▸ **TASK DETAILS**
Write out the full listing exactly as given, minus the images.

══════════════════════════════

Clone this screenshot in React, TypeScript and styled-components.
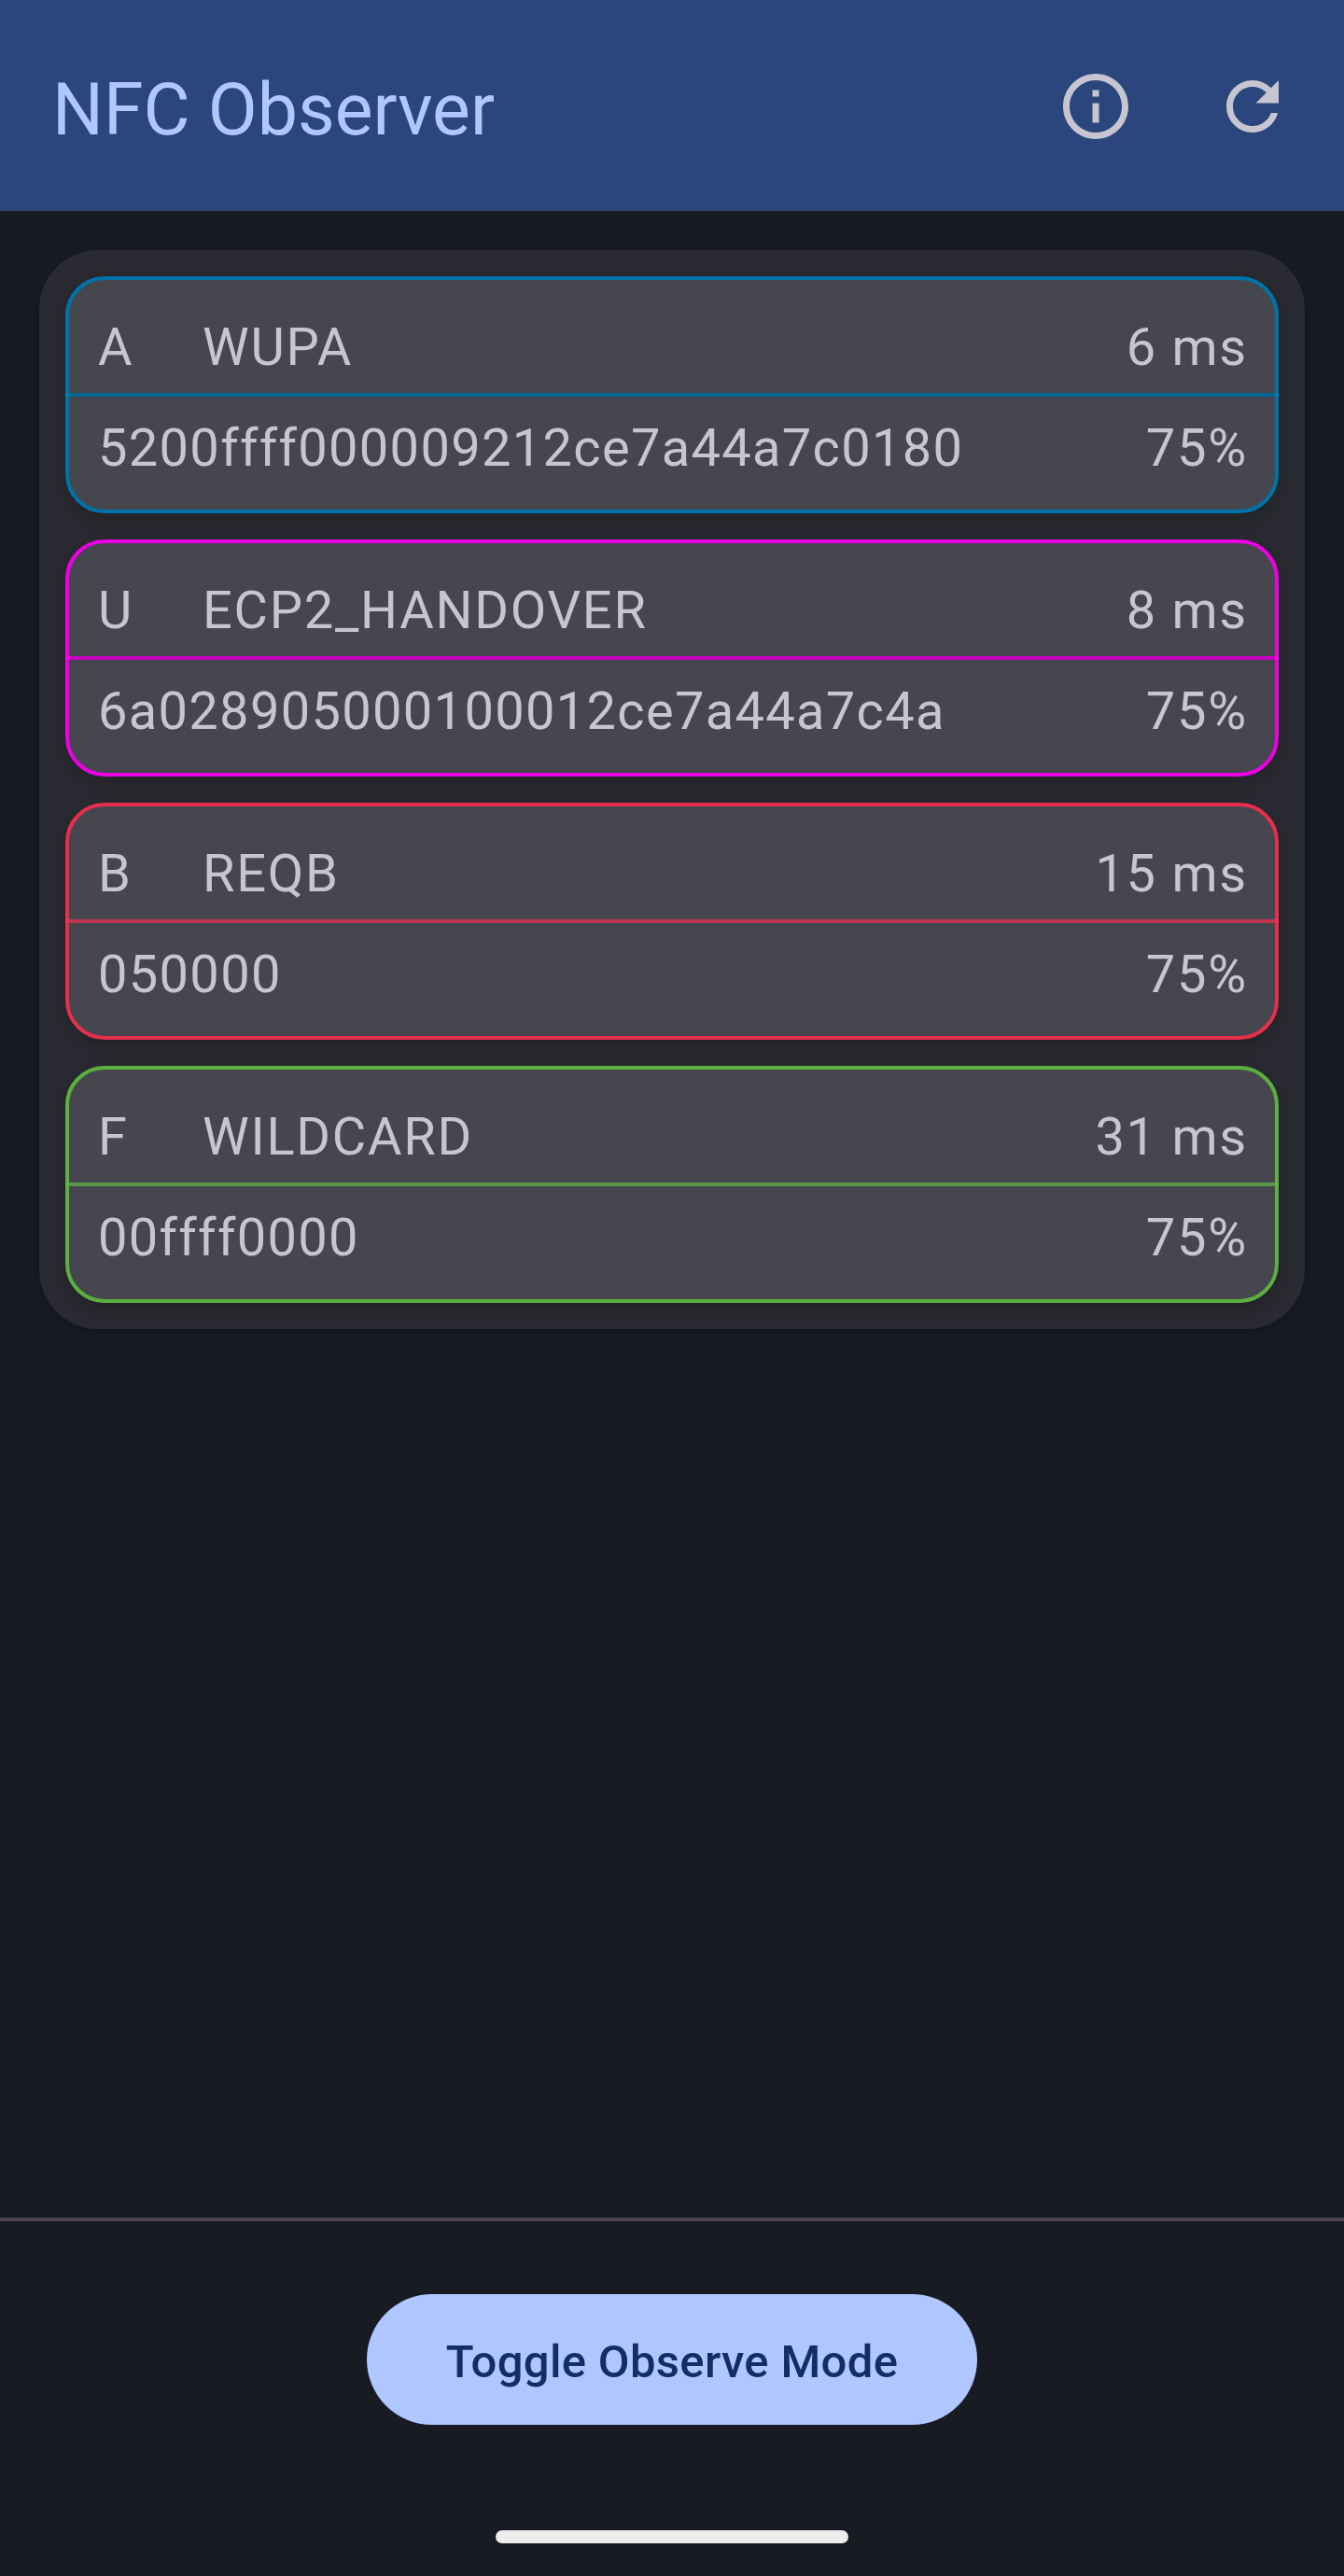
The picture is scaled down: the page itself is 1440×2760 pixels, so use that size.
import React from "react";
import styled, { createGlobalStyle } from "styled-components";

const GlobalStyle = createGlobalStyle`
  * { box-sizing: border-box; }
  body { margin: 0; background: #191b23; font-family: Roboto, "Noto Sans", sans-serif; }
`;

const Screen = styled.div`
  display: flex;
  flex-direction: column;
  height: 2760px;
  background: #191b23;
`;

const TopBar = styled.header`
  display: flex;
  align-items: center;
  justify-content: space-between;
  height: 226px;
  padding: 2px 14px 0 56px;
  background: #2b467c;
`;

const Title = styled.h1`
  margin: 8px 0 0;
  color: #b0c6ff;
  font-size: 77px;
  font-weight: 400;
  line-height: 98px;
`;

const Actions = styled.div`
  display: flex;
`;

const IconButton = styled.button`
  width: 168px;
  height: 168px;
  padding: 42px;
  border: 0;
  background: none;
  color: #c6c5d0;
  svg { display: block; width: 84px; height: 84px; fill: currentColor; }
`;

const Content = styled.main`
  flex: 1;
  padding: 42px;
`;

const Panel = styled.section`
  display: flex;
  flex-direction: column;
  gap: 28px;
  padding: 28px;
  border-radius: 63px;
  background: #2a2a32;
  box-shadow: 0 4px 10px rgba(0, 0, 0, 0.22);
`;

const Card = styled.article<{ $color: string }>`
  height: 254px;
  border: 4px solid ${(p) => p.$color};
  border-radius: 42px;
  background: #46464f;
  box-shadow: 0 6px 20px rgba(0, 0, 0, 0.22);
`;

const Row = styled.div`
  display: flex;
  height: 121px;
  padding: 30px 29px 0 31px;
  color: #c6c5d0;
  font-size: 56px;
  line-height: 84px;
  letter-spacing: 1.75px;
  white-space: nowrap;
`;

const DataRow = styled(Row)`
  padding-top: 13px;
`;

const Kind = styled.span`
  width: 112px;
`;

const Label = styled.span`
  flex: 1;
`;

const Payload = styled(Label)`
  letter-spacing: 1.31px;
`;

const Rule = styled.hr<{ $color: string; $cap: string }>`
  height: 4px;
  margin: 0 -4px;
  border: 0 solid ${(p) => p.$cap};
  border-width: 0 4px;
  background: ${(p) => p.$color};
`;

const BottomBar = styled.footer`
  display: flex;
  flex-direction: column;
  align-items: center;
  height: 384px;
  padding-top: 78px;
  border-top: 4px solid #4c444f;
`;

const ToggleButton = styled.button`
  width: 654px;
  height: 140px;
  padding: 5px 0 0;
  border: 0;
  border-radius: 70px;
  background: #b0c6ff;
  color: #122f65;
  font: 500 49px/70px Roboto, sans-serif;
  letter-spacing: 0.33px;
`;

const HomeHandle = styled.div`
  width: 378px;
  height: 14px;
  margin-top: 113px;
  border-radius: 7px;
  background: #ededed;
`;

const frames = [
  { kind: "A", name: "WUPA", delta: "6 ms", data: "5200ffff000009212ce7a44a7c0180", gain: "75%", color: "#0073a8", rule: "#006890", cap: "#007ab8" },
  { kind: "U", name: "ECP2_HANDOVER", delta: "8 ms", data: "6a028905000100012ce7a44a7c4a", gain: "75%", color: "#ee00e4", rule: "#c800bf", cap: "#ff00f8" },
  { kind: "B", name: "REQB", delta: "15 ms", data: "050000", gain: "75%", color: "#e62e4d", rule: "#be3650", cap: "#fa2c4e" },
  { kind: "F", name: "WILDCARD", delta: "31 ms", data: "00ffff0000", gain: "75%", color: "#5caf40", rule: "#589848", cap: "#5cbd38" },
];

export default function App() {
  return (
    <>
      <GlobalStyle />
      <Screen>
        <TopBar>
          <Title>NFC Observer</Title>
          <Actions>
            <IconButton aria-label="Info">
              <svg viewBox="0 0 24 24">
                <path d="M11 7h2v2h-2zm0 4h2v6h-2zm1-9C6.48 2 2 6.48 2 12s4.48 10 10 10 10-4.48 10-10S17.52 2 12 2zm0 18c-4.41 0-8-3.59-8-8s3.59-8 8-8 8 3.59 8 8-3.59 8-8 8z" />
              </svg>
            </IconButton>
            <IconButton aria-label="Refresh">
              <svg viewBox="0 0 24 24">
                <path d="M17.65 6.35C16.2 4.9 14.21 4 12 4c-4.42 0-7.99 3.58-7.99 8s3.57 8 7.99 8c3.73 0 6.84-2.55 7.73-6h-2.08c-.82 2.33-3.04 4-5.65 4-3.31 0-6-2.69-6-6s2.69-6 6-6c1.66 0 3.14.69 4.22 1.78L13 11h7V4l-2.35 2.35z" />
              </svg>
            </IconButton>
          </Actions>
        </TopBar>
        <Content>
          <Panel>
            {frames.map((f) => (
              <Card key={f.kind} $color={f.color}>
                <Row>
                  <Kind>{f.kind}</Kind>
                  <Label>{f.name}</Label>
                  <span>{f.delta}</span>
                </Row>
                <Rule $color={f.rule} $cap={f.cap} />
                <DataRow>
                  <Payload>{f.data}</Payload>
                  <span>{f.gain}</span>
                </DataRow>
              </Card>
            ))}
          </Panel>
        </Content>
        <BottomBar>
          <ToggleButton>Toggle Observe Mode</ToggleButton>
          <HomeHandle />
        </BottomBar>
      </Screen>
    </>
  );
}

══════════════════════════════

▸ **SOLUTION**
Clone this screenshot in React, TypeScript and styled-components.
The picture is scaled down: the page itself is 1440×2760 pixels, so use that size.
import React from "react";
import styled, { createGlobalStyle } from "styled-components";

const GlobalStyle = createGlobalStyle`
  * { box-sizing: border-box; }
  body { margin: 0; background: #191b23; font-family: Roboto, "Noto Sans", sans-serif; }
`;

const Screen = styled.div`
  display: flex;
  flex-direction: column;
  height: 2760px;
  background: #191b23;
`;

const TopBar = styled.header`
  display: flex;
  align-items: center;
  justify-content: space-between;
  height: 226px;
  padding: 2px 14px 0 56px;
  background: #2b467c;
`;

const Title = styled.h1`
  margin: 8px 0 0;
  color: #b0c6ff;
  font-size: 77px;
  font-weight: 400;
  line-height: 98px;
`;

const Actions = styled.div`
  display: flex;
`;

const IconButton = styled.button`
  width: 168px;
  height: 168px;
  padding: 42px;
  border: 0;
  background: none;
  color: #c6c5d0;
  svg { display: block; width: 84px; height: 84px; fill: currentColor; }
`;

const Content = styled.main`
  flex: 1;
  padding: 42px;
`;

const Panel = styled.section`
  display: flex;
  flex-direction: column;
  gap: 28px;
  padding: 28px;
  border-radius: 63px;
  background: #2a2a32;
  box-shadow: 0 4px 10px rgba(0, 0, 0, 0.22);
`;

const Card = styled.article<{ $color: string }>`
  height: 254px;
  border: 4px solid ${(p) => p.$color};
  border-radius: 42px;
  background: #46464f;
  box-shadow: 0 6px 20px rgba(0, 0, 0, 0.22);
`;

const Row = styled.div`
  display: flex;
  height: 121px;
  padding: 30px 29px 0 31px;
  color: #c6c5d0;
  font-size: 56px;
  line-height: 84px;
  letter-spacing: 1.75px;
  white-space: nowrap;
`;

const DataRow = styled(Row)`
  padding-top: 13px;
`;

const Kind = styled.span`
  width: 112px;
`;

const Label = styled.span`
  flex: 1;
`;

const Payload = styled(Label)`
  letter-spacing: 1.31px;
`;

const Rule = styled.hr<{ $color: string; $cap: string }>`
  height: 4px;
  margin: 0 -4px;
  border: 0 solid ${(p) => p.$cap};
  border-width: 0 4px;
  background: ${(p) => p.$color};
`;

const BottomBar = styled.footer`
  display: flex;
  flex-direction: column;
  align-items: center;
  height: 384px;
  padding-top: 78px;
  border-top: 4px solid #4c444f;
`;

const ToggleButton = styled.button`
  width: 654px;
  height: 140px;
  padding: 5px 0 0;
  border: 0;
  border-radius: 70px;
  background: #b0c6ff;
  color: #122f65;
  font: 500 49px/70px Roboto, sans-serif;
  letter-spacing: 0.33px;
`;

const HomeHandle = styled.div`
  width: 378px;
  height: 14px;
  margin-top: 113px;
  border-radius: 7px;
  background: #ededed;
`;

const frames = [
  { kind: "A", name: "WUPA", delta: "6 ms", data: "5200ffff000009212ce7a44a7c0180", gain: "75%", color: "#0073a8", rule: "#006890", cap: "#007ab8" },
  { kind: "U", name: "ECP2_HANDOVER", delta: "8 ms", data: "6a028905000100012ce7a44a7c4a", gain: "75%", color: "#ee00e4", rule: "#c800bf", cap: "#ff00f8" },
  { kind: "B", name: "REQB", delta: "15 ms", data: "050000", gain: "75%", color: "#e62e4d", rule: "#be3650", cap: "#fa2c4e" },
  { kind: "F", name: "WILDCARD", delta: "31 ms", data: "00ffff0000", gain: "75%", color: "#5caf40", rule: "#589848", cap: "#5cbd38" },
];

export default function App() {
  return (
    <>
      <GlobalStyle />
      <Screen>
        <TopBar>
          <Title>NFC Observer</Title>
          <Actions>
            <IconButton aria-label="Info">
              <svg viewBox="0 0 24 24">
                <path d="M11 7h2v2h-2zm0 4h2v6h-2zm1-9C6.48 2 2 6.48 2 12s4.48 10 10 10 10-4.48 10-10S17.52 2 12 2zm0 18c-4.41 0-8-3.59-8-8s3.59-8 8-8 8 3.59 8 8-3.59 8-8 8z" />
              </svg>
            </IconButton>
            <IconButton aria-label="Refresh">
              <svg viewBox="0 0 24 24">
                <path d="M17.65 6.35C16.2 4.9 14.21 4 12 4c-4.42 0-7.99 3.58-7.99 8s3.57 8 7.99 8c3.73 0 6.84-2.55 7.73-6h-2.08c-.82 2.33-3.04 4-5.65 4-3.31 0-6-2.69-6-6s2.69-6 6-6c1.66 0 3.14.69 4.22 1.78L13 11h7V4l-2.35 2.35z" />
              </svg>
            </IconButton>
          </Actions>
        </TopBar>
        <Content>
          <Panel>
            {frames.map((f) => (
              <Card key={f.kind} $color={f.color}>
                <Row>
                  <Kind>{f.kind}</Kind>
                  <Label>{f.name}</Label>
                  <span>{f.delta}</span>
                </Row>
                <Rule $color={f.rule} $cap={f.cap} />
                <DataRow>
                  <Payload>{f.data}</Payload>
                  <span>{f.gain}</span>
                </DataRow>
              </Card>
            ))}
          </Panel>
        </Content>
        <BottomBar>
          <ToggleButton>Toggle Observe Mode</ToggleButton>
          <HomeHandle />
        </BottomBar>
      </Screen>
    </>
  );
}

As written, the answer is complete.